Almost half of execs expect an uptick in mergers and acquisitions, with technology, media and telecoms expected to be the most prolific sector for transactions, according to an Aon, Mergermarket study.
An increase in alternative financing and scrutiny for Environment, Social, Governance (ESG) factors are expected to lead an “uncertain M&A market”, according to survey published by Aon and Mergermarket.
Nearly half of respondents (46%) expect the number of deals globally to increase over the next 12 months compared to 2022, while a fifth (20%) expected consistent deal traffic.
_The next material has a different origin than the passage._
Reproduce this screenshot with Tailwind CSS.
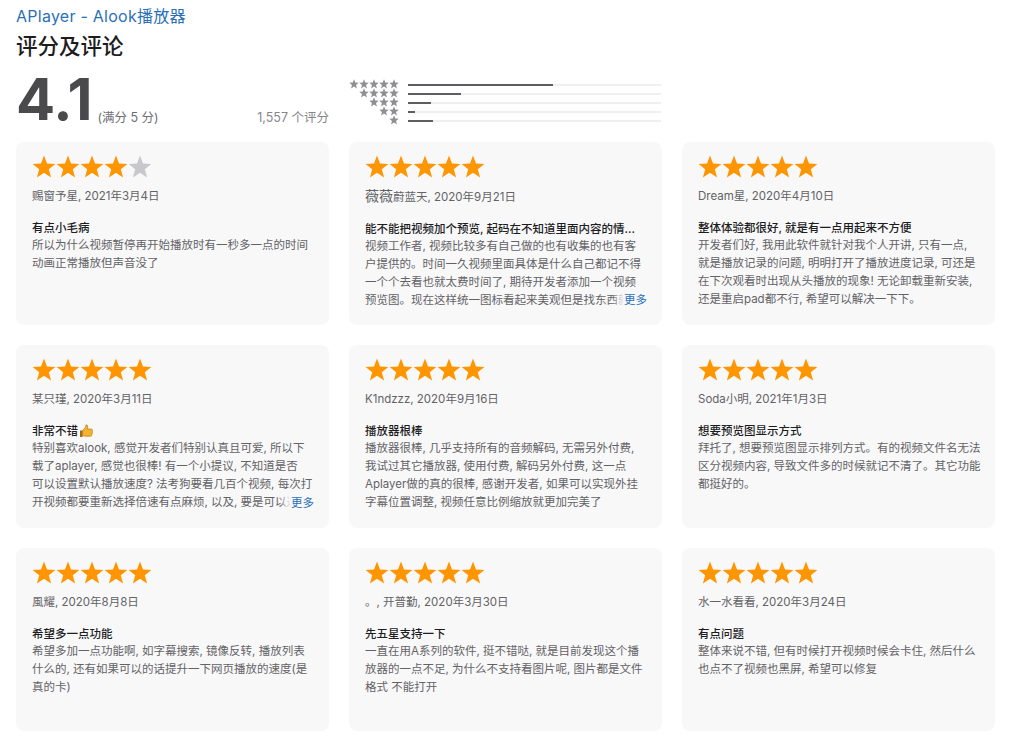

Some 96% of respondents expect ESG scrutiny in deals to increase over the next three years, including 48% who expect it to increase significantly. In addition, 24% said environmental litigation creates the most concern in respect of potential disputes in a deal.
Some 68% of respondents identify Technology, Media and Telecom (TMT) as likely to be the most prolific generator of M&A activity over the next 12 months.
Conversely, the financial services sector is forecast by 32% of respondents to be the least prolific sector for dealmaking, said the survey of 50 senior executives from corporate development teams, private equity firms and investment banks and dealmakers.
“By taking this broad view of the M&A landscape, dealmakers are better able to understand and respond to critical risks that can have an impact on a deal’s success,” said Gary Blitz, global co-CEO of Aon’s M&A and transaction solutions business.
This does not necessarily mean that sailing will be smooth – from climate, tax and cyber risk to market dislocation and geopolitical uncertainty, rarely before have M&A strategies had their mettle tested by such varied forms of volatility simultaneously, the study noted.
Some 72% of respondents expect financing conditions to worsen compared to 2022, including 38% who expect them to become much more challenging.
In response, dealmakers are turning toward alternative financing sources, including private equity (64%) and non-bank lending (38%), according to the research.
Dealmakers should be proactive in controlling whatever risks they can, install mitigation plans for those outside their direct influence and use risk transfer solutions when available, the report suggested.
“Dealmaking is about balancing risk and return,” said Alistair Lester, global co-CEO in Aon’s M&A and transaction solutions business.
“With strong risk mitigation processes in place, including a multi-disciplined approach to due diligence and the strategic use of insurance capital, dealmakers are able to transform their risk into opportunity to improve their deal outcomes.”